** Start of EXCERPTED RECORDS **

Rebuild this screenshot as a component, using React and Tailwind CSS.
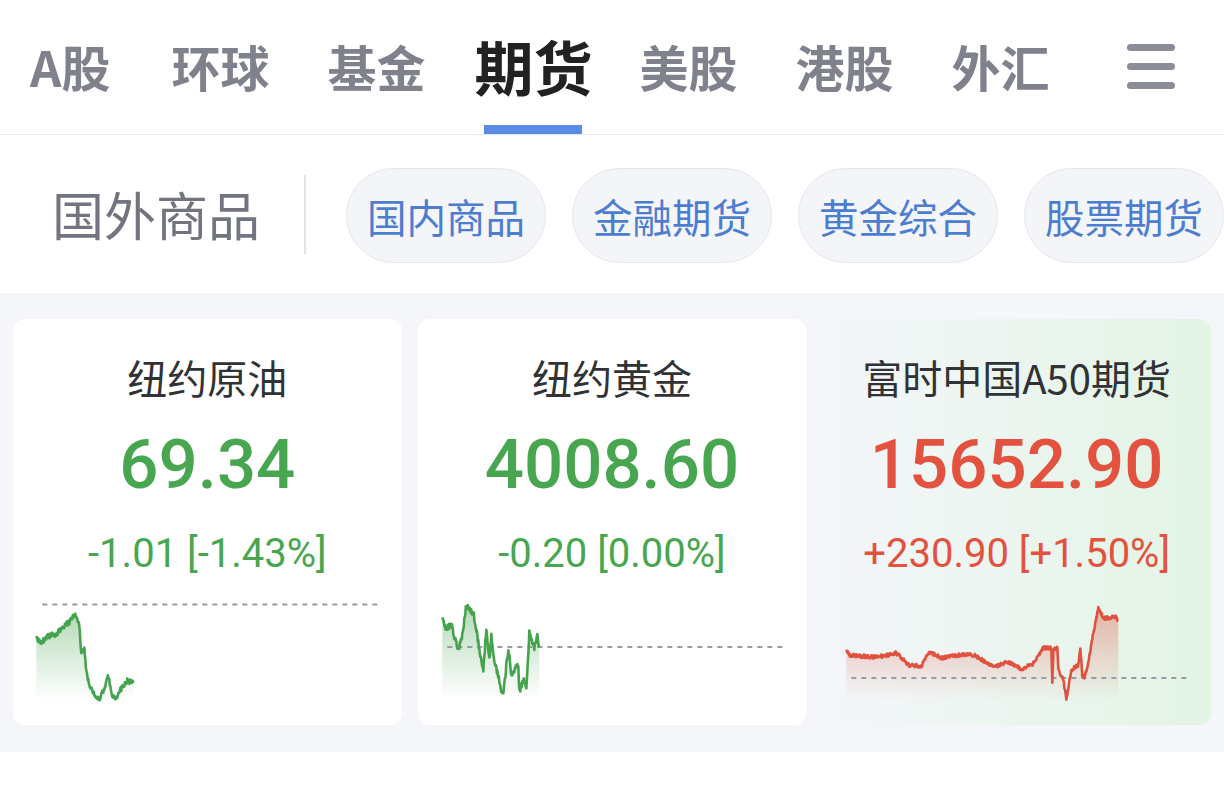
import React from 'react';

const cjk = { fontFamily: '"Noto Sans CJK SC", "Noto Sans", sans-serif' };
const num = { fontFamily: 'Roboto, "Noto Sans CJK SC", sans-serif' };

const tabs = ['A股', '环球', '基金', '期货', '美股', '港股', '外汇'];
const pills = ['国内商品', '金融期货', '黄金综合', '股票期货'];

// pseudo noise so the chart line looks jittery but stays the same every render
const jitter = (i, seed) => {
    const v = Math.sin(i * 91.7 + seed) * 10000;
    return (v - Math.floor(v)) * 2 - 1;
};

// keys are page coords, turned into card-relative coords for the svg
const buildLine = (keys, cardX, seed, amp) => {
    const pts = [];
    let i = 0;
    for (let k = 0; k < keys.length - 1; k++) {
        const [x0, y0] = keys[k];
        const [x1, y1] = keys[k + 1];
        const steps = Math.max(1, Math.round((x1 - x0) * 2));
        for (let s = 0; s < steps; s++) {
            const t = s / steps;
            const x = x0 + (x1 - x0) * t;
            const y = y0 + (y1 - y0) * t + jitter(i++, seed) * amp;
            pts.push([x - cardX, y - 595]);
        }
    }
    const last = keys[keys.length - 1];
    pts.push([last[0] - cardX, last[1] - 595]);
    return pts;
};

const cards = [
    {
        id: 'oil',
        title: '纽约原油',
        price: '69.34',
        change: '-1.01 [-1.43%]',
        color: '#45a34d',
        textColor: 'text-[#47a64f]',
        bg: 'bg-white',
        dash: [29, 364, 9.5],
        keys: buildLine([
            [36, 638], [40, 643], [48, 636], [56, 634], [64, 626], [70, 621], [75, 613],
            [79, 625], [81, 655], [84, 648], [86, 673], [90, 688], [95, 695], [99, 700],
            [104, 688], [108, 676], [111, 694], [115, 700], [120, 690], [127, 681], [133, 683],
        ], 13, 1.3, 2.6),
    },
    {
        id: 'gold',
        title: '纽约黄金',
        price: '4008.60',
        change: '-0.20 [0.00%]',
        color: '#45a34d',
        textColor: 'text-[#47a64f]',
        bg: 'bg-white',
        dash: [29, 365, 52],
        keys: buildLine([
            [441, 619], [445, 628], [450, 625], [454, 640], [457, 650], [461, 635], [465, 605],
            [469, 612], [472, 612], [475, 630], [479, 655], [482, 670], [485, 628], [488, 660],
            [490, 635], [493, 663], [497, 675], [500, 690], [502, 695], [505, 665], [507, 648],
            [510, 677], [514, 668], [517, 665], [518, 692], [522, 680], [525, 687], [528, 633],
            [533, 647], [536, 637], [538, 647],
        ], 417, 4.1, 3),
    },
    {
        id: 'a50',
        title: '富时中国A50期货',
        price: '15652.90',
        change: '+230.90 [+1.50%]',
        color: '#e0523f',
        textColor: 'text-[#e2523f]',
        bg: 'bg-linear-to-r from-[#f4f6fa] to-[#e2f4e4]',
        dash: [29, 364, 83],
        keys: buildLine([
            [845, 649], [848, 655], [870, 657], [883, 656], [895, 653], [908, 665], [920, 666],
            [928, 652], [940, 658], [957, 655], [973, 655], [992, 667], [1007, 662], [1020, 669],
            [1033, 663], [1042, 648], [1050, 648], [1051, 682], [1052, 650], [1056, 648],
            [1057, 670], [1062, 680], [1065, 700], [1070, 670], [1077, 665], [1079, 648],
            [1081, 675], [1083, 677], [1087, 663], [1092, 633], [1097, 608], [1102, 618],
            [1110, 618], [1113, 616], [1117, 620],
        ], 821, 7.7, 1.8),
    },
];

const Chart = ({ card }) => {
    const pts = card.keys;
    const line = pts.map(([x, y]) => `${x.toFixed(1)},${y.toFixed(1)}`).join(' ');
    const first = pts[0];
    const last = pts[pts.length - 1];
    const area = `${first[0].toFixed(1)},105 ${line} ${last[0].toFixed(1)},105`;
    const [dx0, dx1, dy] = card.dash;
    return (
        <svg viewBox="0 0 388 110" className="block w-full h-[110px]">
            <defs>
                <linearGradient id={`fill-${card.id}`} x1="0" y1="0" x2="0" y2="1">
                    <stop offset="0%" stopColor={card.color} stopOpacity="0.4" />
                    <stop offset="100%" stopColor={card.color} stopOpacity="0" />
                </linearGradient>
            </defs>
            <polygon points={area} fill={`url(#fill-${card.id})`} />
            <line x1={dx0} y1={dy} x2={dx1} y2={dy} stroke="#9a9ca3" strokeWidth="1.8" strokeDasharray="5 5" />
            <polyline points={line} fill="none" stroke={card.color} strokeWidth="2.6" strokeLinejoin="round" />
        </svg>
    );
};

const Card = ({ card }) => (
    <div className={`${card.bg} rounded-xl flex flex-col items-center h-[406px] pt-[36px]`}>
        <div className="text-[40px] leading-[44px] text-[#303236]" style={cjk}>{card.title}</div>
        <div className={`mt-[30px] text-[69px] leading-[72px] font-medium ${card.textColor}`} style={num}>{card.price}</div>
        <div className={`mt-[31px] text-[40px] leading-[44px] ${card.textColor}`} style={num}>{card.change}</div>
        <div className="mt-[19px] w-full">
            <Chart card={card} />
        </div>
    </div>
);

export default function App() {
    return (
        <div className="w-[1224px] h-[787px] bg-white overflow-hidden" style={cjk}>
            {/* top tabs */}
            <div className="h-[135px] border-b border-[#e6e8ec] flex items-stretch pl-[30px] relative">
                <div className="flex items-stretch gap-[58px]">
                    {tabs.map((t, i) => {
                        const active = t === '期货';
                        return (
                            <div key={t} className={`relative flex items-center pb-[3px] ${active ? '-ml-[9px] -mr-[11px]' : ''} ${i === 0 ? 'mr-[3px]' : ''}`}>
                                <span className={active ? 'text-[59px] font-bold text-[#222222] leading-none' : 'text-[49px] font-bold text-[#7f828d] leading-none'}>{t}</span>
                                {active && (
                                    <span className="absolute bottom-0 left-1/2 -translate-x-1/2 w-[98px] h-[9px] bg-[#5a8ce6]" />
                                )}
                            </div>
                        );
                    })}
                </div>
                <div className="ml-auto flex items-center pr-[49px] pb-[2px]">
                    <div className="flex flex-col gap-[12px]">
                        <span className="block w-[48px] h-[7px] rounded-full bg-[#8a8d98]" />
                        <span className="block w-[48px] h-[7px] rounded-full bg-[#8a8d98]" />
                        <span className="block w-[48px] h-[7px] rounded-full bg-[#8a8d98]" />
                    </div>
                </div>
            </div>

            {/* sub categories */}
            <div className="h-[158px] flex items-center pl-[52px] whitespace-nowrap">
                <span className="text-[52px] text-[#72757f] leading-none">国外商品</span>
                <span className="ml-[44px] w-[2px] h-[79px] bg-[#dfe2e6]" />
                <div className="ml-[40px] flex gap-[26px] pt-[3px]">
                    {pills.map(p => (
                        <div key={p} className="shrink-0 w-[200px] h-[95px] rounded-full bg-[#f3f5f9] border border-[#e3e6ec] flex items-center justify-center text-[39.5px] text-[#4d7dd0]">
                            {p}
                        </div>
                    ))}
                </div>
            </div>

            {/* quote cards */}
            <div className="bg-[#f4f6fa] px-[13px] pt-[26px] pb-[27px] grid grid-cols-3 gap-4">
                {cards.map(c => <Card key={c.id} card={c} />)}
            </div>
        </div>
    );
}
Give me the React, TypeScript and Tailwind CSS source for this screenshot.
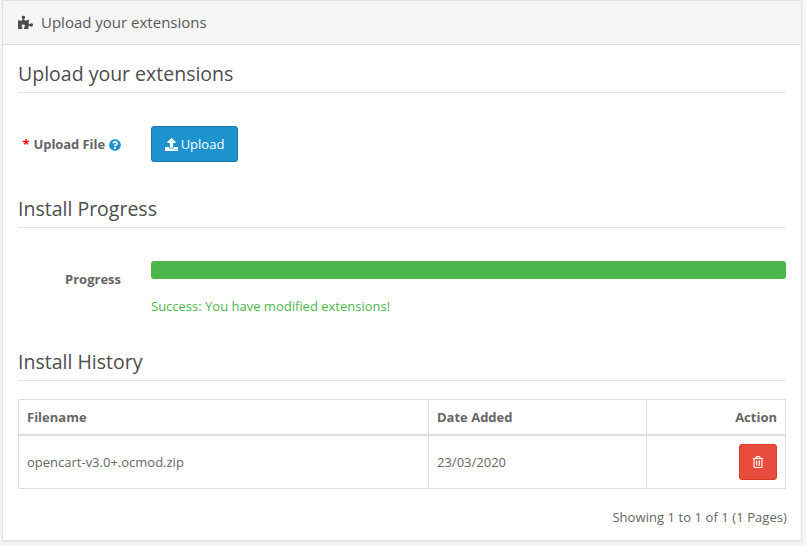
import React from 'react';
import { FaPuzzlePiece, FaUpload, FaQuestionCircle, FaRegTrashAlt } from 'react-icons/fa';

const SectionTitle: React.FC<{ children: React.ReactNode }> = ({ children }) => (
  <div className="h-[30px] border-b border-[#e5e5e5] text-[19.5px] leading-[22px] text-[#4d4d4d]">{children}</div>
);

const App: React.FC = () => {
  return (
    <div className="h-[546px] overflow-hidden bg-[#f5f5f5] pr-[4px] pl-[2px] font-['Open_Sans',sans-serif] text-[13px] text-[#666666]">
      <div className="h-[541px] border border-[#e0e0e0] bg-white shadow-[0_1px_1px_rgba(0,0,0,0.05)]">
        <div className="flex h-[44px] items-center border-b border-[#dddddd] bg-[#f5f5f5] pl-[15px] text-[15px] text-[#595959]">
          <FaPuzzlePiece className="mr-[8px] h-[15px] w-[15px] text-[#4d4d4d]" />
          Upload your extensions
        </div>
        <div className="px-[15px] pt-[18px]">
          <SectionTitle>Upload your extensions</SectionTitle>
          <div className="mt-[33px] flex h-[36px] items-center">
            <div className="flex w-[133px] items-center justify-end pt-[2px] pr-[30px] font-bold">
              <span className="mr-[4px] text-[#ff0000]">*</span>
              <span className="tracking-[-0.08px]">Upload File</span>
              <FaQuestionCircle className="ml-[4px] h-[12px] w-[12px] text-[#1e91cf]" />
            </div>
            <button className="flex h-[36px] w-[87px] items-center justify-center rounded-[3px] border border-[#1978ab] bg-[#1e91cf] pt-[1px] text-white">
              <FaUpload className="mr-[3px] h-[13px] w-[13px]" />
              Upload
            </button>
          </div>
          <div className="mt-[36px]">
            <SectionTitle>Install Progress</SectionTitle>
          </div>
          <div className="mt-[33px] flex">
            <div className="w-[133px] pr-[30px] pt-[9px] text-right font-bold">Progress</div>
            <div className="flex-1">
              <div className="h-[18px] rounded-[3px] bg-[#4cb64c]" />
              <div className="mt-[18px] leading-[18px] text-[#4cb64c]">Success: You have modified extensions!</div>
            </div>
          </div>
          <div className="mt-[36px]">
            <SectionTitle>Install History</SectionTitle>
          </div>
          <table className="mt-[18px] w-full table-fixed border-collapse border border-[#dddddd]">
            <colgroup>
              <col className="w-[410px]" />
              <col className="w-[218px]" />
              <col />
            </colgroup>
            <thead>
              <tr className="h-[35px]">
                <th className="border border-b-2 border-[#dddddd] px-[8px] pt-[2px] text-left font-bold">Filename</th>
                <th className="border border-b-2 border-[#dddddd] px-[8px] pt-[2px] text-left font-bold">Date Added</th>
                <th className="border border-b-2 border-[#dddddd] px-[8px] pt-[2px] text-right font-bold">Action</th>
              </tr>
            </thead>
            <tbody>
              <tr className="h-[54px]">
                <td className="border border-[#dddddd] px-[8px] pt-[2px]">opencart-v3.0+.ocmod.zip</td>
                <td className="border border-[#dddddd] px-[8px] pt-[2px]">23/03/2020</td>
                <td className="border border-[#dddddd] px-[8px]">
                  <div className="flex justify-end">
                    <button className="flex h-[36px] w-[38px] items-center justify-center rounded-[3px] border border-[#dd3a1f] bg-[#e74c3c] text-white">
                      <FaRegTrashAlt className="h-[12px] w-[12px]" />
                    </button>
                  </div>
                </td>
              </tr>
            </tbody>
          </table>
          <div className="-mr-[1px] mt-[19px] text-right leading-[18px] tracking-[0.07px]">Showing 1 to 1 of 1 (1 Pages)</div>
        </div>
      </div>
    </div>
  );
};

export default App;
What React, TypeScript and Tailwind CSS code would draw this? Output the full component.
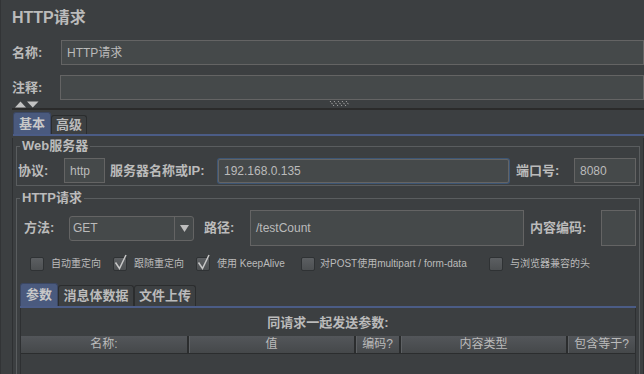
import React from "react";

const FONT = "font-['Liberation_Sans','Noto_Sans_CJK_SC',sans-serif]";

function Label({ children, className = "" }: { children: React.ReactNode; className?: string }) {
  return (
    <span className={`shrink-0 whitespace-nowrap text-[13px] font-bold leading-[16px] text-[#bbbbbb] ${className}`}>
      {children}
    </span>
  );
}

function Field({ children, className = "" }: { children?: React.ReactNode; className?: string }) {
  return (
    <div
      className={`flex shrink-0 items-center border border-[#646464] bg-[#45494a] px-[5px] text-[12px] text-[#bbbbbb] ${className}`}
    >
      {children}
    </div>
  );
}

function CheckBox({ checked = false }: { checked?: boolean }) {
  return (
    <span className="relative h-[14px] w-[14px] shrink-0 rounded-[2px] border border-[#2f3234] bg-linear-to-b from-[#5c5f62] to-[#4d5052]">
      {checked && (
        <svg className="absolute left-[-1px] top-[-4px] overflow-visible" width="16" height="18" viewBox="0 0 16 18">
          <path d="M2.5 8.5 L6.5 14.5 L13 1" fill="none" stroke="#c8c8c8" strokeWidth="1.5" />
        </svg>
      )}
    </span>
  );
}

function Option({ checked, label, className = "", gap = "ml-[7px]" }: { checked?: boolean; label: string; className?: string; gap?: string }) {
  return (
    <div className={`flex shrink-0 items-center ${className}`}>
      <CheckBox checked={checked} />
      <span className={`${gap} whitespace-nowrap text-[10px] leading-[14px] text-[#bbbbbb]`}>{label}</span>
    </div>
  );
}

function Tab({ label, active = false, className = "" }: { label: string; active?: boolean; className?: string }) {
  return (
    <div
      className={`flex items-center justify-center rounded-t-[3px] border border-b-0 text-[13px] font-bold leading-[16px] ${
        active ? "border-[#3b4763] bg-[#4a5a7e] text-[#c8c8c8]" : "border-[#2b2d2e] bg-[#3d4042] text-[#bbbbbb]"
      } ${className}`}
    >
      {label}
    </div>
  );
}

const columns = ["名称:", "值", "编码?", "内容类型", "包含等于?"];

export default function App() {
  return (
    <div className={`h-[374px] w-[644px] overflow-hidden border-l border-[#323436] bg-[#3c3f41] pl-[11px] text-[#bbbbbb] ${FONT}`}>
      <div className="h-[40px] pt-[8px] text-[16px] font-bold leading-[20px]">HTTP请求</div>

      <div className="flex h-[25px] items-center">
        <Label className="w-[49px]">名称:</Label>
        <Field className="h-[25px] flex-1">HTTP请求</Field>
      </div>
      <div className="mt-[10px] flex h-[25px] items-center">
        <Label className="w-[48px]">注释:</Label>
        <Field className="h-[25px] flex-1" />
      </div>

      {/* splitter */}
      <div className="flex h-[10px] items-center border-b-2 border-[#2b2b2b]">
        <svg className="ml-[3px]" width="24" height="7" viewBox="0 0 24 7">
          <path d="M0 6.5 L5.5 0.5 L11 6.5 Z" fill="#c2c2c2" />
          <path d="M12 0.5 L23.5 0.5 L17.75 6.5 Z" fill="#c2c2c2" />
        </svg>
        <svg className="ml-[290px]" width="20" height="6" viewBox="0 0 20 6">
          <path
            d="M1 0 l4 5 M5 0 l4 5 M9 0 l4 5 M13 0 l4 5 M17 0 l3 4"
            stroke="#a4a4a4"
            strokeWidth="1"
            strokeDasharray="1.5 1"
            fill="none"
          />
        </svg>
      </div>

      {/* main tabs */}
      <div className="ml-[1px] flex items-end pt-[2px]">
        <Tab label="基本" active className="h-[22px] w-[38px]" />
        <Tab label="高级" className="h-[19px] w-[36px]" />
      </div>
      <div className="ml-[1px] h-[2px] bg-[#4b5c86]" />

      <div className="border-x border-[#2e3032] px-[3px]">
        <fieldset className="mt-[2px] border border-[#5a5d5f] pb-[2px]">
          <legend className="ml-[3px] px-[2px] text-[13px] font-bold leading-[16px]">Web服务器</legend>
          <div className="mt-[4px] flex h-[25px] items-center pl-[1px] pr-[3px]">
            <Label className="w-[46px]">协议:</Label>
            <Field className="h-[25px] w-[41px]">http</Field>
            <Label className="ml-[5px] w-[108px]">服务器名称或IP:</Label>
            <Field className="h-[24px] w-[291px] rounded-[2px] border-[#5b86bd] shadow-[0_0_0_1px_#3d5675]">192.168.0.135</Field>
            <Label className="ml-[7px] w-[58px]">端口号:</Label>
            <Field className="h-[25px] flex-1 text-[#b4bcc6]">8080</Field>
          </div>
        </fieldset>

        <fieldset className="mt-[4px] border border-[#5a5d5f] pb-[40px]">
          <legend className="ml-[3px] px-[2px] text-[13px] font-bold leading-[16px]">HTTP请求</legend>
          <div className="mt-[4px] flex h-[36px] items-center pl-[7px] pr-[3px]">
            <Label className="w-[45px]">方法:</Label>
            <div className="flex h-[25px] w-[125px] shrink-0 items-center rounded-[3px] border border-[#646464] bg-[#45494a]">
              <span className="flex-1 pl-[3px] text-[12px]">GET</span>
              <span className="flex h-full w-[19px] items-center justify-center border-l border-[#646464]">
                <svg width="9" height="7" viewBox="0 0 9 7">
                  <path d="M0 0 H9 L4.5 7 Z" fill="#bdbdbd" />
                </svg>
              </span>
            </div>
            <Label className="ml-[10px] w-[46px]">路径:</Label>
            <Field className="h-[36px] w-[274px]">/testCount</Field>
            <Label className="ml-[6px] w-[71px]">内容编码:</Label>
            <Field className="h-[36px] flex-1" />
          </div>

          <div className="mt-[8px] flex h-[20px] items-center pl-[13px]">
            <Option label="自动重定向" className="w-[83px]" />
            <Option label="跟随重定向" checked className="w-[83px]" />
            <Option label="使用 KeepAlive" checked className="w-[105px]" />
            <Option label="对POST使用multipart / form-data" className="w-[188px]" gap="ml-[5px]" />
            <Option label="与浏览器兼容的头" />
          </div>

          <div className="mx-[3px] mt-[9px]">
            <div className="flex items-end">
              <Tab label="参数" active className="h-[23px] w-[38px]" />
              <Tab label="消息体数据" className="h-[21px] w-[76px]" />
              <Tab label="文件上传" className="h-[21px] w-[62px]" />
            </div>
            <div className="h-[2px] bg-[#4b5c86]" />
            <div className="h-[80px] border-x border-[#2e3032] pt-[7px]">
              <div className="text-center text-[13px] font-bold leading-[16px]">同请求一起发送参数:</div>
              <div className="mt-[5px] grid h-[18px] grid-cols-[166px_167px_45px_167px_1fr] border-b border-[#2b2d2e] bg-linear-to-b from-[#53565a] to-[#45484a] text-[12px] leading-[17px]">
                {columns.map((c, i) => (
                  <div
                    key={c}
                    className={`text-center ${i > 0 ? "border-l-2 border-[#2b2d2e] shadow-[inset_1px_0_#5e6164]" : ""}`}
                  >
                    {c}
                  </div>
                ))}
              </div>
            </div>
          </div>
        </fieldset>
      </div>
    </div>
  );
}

** End of EXCERPTED RECORDS **

PROBLEM REQUIREMENTS —
Exactly as they appear, write out the lines from the one containing "Give me the" down to the one containing "FaUpload, FaQuestionCircle, FaRegTrashAlt", both included. Pictures are left out.

EXERCISE OUTPUT —
Give me the React, TypeScript and Tailwind CSS source for this screenshot.
import React from 'react';
import { FaPuzzlePiece, FaUpload, FaQuestionCircle, FaRegTrashAlt } from 'react-icons/fa';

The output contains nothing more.